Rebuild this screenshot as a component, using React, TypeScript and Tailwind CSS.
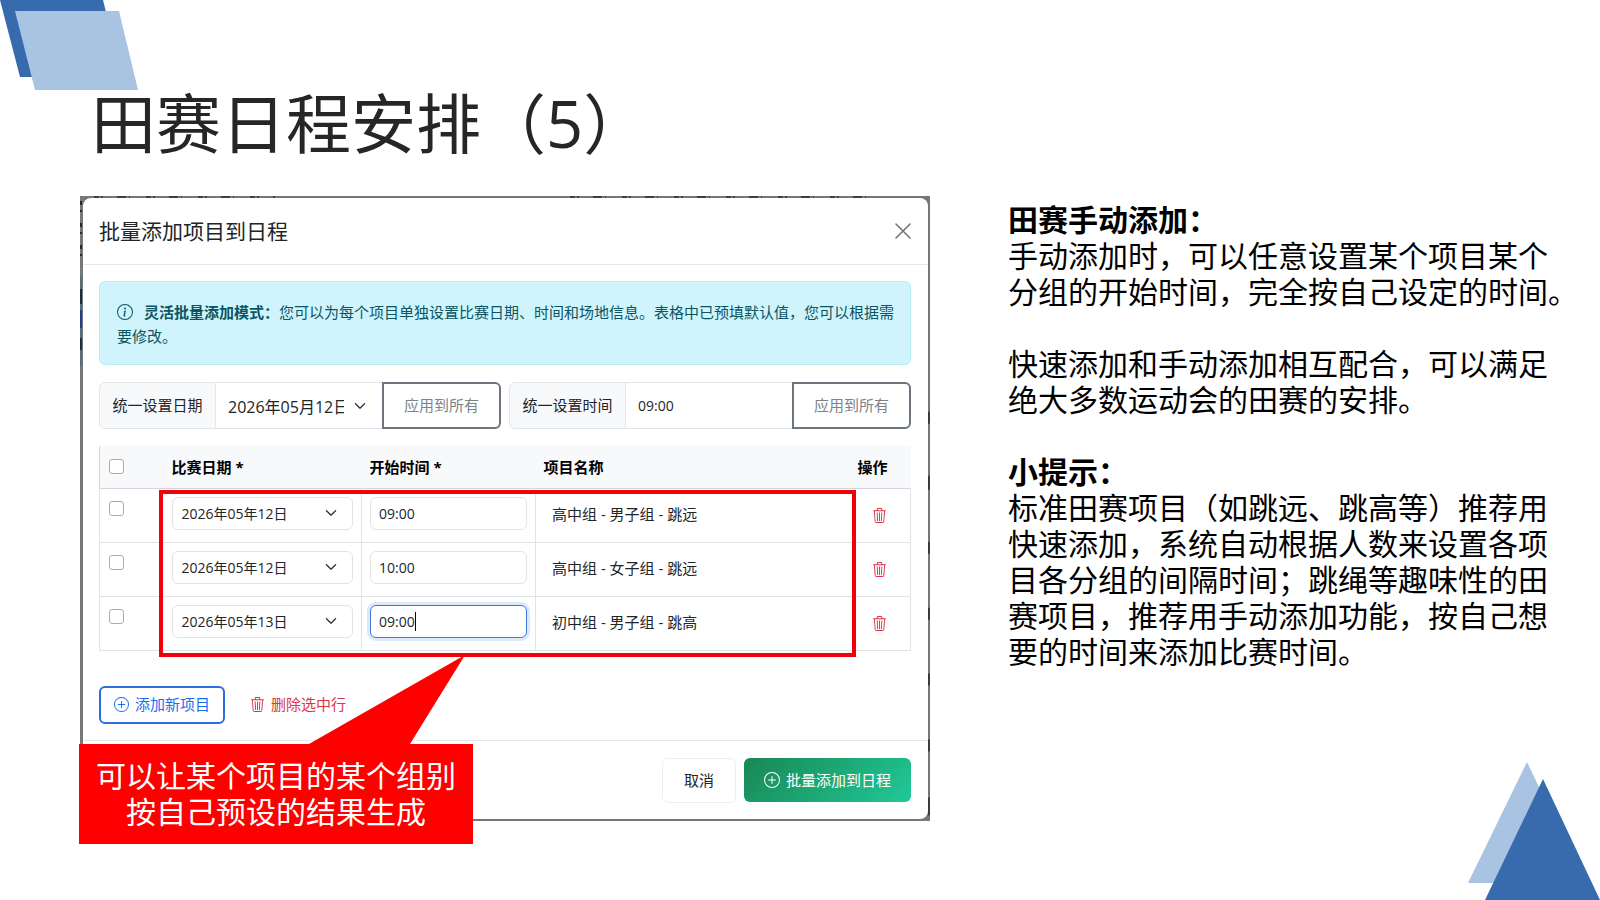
import { useState } from 'react'
import { BsChevronDown, BsInfoCircle, BsPlusCircle, BsTrash3 } from 'react-icons/bs'
import clsx from 'clsx'

interface EventRow {
  id: number
  date: string
  time: string
  name: string
  active?: boolean
}

const ROWS: EventRow[] = [
  { id: 1, date: '2026年05年12日', time: '09:00', name: '高中组 - 男子组 - 跳远' },
  { id: 2, date: '2026年05年12日', time: '10:00', name: '高中组 - 女子组 - 跳远' },
  { id: 3, date: '2026年05年13日', time: '09:00', name: '初中组 - 男子组 - 跳高', active: true },
]

const NOTES = [
  {
    title: '田赛手动添加：',
    lines: ['手动添加时，可以任意设置某个项目某个', '分组的开始时间，完全按自己设定的时间。'],
  },
  {
    lines: ['快速添加和手动添加相互配合，可以满足', '绝大多数运动会的田赛的安排。'],
  },
  {
    title: '小提示：',
    lines: [
      '标准田赛项目（如跳远、跳高等）推荐用',
      '快速添加，系统自动根据人数来设置各项',
      '目各分组的间隔时间；跳绳等趣味性的田',
      '赛项目，推荐用手动添加功能，按自己想',
      '要的时间来添加比赛时间。',
    ],
  },
]

function Checkbox({ label }: { label: string }) {
  return (
    <input
      type="checkbox"
      aria-label={label}
      className="block size-[15px] appearance-none rounded-[3px] border border-[#a9adb2] bg-white checked:bg-blue-600"
    />
  )
}

function ApplyButton() {
  return (
    <button className="w-[119px] shrink-0 rounded-r-md border-2 border-[#6c757d] text-[15px] text-[#7b838a]">
      应用到所有
    </button>
  )
}

function QuickSet() {
  return (
    <div className="mt-[17px] grid grid-cols-2 gap-2">
      <div className="flex h-[47px]">
        <label
          htmlFor="all-date"
          className="flex w-[117px] shrink-0 items-center justify-center rounded-l-md border border-[#e3e6e9] bg-[#f8f9fb] text-[15px]"
        >
          统一设置日期
        </label>
        <div className="relative min-w-0 flex-1">
          <select
            id="all-date"
            className="h-full w-full appearance-none border-y border-[#e3e6e9] bg-white pt-[2px] pr-[38px] pl-3 text-base"
          >
            <option>2026年05月12日</option>
          </select>
          <BsChevronDown className="pointer-events-none absolute top-1/2 right-4 size-3 -translate-y-1/2 stroke-1" />
        </div>
        <ApplyButton />
      </div>
      <div className="flex h-[47px]">
        <label
          htmlFor="all-time"
          className="flex w-[117px] shrink-0 items-center justify-center rounded-l-md border border-[#e3e6e9] bg-[#f8f9fb] text-[15px]"
        >
          统一设置时间
        </label>
        <input
          id="all-time"
          defaultValue="09:00"
          className="min-w-0 flex-1 border-y border-[#e3e6e9] bg-white px-3 text-sm"
        />
        <ApplyButton />
      </div>
    </div>
  )
}

function TableRow({ row }: { row: EventRow }) {
  const [time, setTime] = useState(row.time)

  return (
    <tr className="h-[54px] border border-[#e1e4e7] align-top">
      <td className="px-[9px] pt-3">
        <Checkbox label={`选择 ${row.name}`} />
      </td>
      <td className="border-r border-[#e1e4e7] px-2 pt-2">
        <div className="relative">
          <select
            aria-label="比赛日期"
            defaultValue={row.date}
            className="block h-[33px] w-full appearance-none rounded-md border border-[#e1e4e7] bg-white px-[9px] pt-[2px] text-sm"
          >
            <option>{row.date}</option>
          </select>
          <BsChevronDown className="pointer-events-none absolute top-1/2 right-4 size-3 -translate-y-1/2 stroke-1" />
        </div>
      </td>
      <td className="border-r border-[#e1e4e7] px-2 pt-2">
        <div className="relative">
          <input
            aria-label="开始时间"
            value={time}
            onChange={(e) => setTime(e.target.value)}
            className={clsx(
              'block h-[33px] w-full rounded-md border bg-white px-2 text-sm outline-none',
              row.active ? 'border-[#3d78dc] ring-3 ring-[#dce9fd]' : 'border-[#e1e4e7]'
            )}
          />
          {row.active && <span className="absolute top-[7px] left-[45px] h-[19px] w-px bg-black" />}
        </div>
      </td>
      <td className="px-4 pt-[13px] text-[15px] leading-6">{row.name}</td>
      <td className="pt-[19px]">
        <button aria-label="删除" className="mx-auto block text-[#dc3545]">
          <BsTrash3 className="size-[15px]" />
        </button>
      </td>
    </tr>
  )
}

function EventTable() {
  return (
    <div className="relative mt-[17px]">
      <table className="w-full table-fixed border-collapse">
        <colgroup>
          <col className="w-[64px]" />
          <col className="w-[198px]" />
          <col className="w-[174px]" />
          <col />
          <col className="w-[61px]" />
        </colgroup>
        <thead>
          <tr className="h-[42px] border-b border-l border-[#d3d6da] bg-[#f8f9fb] text-left text-[15px] text-black">
            <th className="px-[9px]">
              <Checkbox label="全选" />
            </th>
            <th className="px-2">比赛日期 *</th>
            <th className="px-2">开始时间 *</th>
            <th className="px-2">项目名称</th>
            <th className="px-2">操作</th>
          </tr>
        </thead>
        <tbody>
          {ROWS.map((row) => (
            <TableRow key={row.id} row={row} />
          ))}
        </tbody>
      </table>
      {/* highlight round the editable cells */}
      <div className="pointer-events-none absolute top-[44px] right-[55px] -bottom-[6px] left-[60px] border-4 border-[#f00308]" />
    </div>
  )
}

// dimmed page behind the dialog, seen only along its edge
function Backdrop() {
  return (
    <svg className="absolute inset-0 h-full w-full" viewBox="0 0 850 625" preserveAspectRatio="none" fill="none">
      <path d="M14 1H195M490 1H790" stroke="#3c3e41" strokeWidth="2" strokeDasharray="5 2 2 14 9 3 1 16" />
      <path d="M1 5V62" stroke="#1f2937" strokeWidth="2" strokeDasharray="4 5 2 11" />
      <path d="M1 80V170" stroke="#52707a" strokeWidth="2" />
      <path d="M1 93V108M1 142V154" stroke="#12313c" strokeWidth="2" />
      <path d="M1 114V132" stroke="#1d3f9c" strokeWidth="2" />
      <path d="M849 216V228M849 280V294M849 346V358M849 412V424M849 478V490M849 544V556M849 602V620" stroke="#3b3b3b" strokeWidth="2" />
    </svg>
  )
}

function Callout() {
  return (
    <div className="absolute -bottom-[23px] -left-px bg-[#ff0000] px-[17px] py-[14px] text-center text-[30px] leading-9 text-white">
      <svg className="absolute bottom-full left-[230px] h-[89px] w-[156px]" viewBox="0 0 156 89">
        <path d="M0 89L156 0L101 89Z" fill="#ff0000" />
      </svg>
      <p>可以让某个项目的某个组别</p>
      <p>按自己预设的结果生成</p>
    </div>
  )
}

function Dialog() {
  return (
    <section className="relative min-w-0 flex-1 bg-[#777777] py-[2px] pr-[2px] pl-[3px]">
      <Backdrop />
      <div className="relative rounded-lg bg-white text-[#212529]">
        <div className="flex h-[67px] items-center justify-between border-b border-[#e5e7ea] px-4">
          <h2 className="text-[21px] leading-8">批量添加项目到日程</h2>
          <button aria-label="关闭" className="p-px text-[#757575]">
            <svg className="size-4" viewBox="0 0 16 16" fill="none" stroke="currentColor" strokeWidth="1.6" strokeLinecap="round">
              <path d="M1 1L15 15M15 1L1 15" />
            </svg>
          </button>
        </div>

        <div className="pt-4 pr-[17px] pb-4 pl-4">
          <div className="rounded-md border border-[#b8edf6] bg-[#cff4fc] pt-[18px] pr-[11px] pb-4 pl-[17px] text-[15px] leading-6 text-[#0b5563]">
            <BsInfoCircle className="mr-[11px] -mt-1 inline size-4" />
            <strong>灵活批量添加模式：</strong>
            <span>
              您可以为每个项目单独设置比赛日期、时间和场地信息。表格中已预填默认值，您可以根据需要修改。
            </span>
          </div>

          <QuickSet />
          <EventTable />

          <div className="mt-[35px] flex items-center">
            <button className="flex h-[38px] items-center gap-[6px] rounded-md border-2 border-[#2a6fdc] px-[13px] text-[15px] text-[#1c6cf0]">
              <BsPlusCircle className="size-[15px]" />
              添加新项目
            </button>
            <button className="ml-[25px] flex items-center gap-[6px] text-[15px] text-[#dc3545]">
              <BsTrash3 className="size-[15px]" />
              删除选中行
            </button>
          </div>
        </div>

        <div className="flex items-center justify-end gap-2 border-t border-[#e5e7ea] pt-[17px] pr-[17px] pb-4">
          <button className="h-[45px] w-[74px] rounded-md border border-[#eceef0] text-[15px]">取消</button>
          <button className="flex h-11 w-[167px] items-center justify-center gap-[6px] rounded-md bg-[linear-gradient(135deg,#198754,#20c997)] text-[15px] text-white">
            <BsPlusCircle className="size-4" />
            批量添加到日程
          </button>
        </div>
      </div>
      <Callout />
    </section>
  )
}

export default function App() {
  return (
    <div className="relative min-h-screen overflow-hidden bg-white font-['Open_Sans','Noto_Sans_CJK_SC',sans-serif]">
      <svg className="absolute top-0 left-0 h-[90px] w-[138px]" viewBox="0 0 138 90">
        <path d="M0 0H103L122 77H20Z" fill="#376bad" />
        <path d="M15 11H119L138 90H35Z" fill="#a9c3e2" />
      </svg>
      <svg className="absolute right-0 bottom-0 h-[138px] w-[132px]" viewBox="0 0 132 138">
        <path d="M59 0L117 121H0Z" fill="#a9c3e2" />
        <path d="M75 17L132 138H17Z" fill="#376bad" />
      </svg>

      <h1 className="relative pt-[83px] pl-[91px] text-[65px] leading-[80px] text-[#262626]">田赛日程安排（5）</h1>

      <main className="relative mt-[33px] flex items-start gap-[78px] pr-5 pl-20">
        <Dialog />
        <aside className="w-[572px] shrink-0 space-y-9 pt-[6px] text-[30px] leading-9 text-black">
          {NOTES.map((note) => (
            <div key={note.lines[0]}>
              {note.title && <h3 className="font-bold">{note.title}</h3>}
              <p>
                {note.lines.map((line) => (
                  <span key={line} className="block whitespace-nowrap">
                    {line}
                  </span>
                ))}
              </p>
            </div>
          ))}
        </aside>
      </main>
    </div>
  )
}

## Direction
Make an exact copy of the lines from the top of the material through the line with "import clsx from 'clsx'", pictures excluded.

## Output for this task
Rebuild this screenshot as a component, using React, TypeScript and Tailwind CSS.
import { useState } from 'react'
import { BsChevronDown, BsInfoCircle, BsPlusCircle, BsTrash3 } from 'react-icons/bs'
import clsx from 'clsx'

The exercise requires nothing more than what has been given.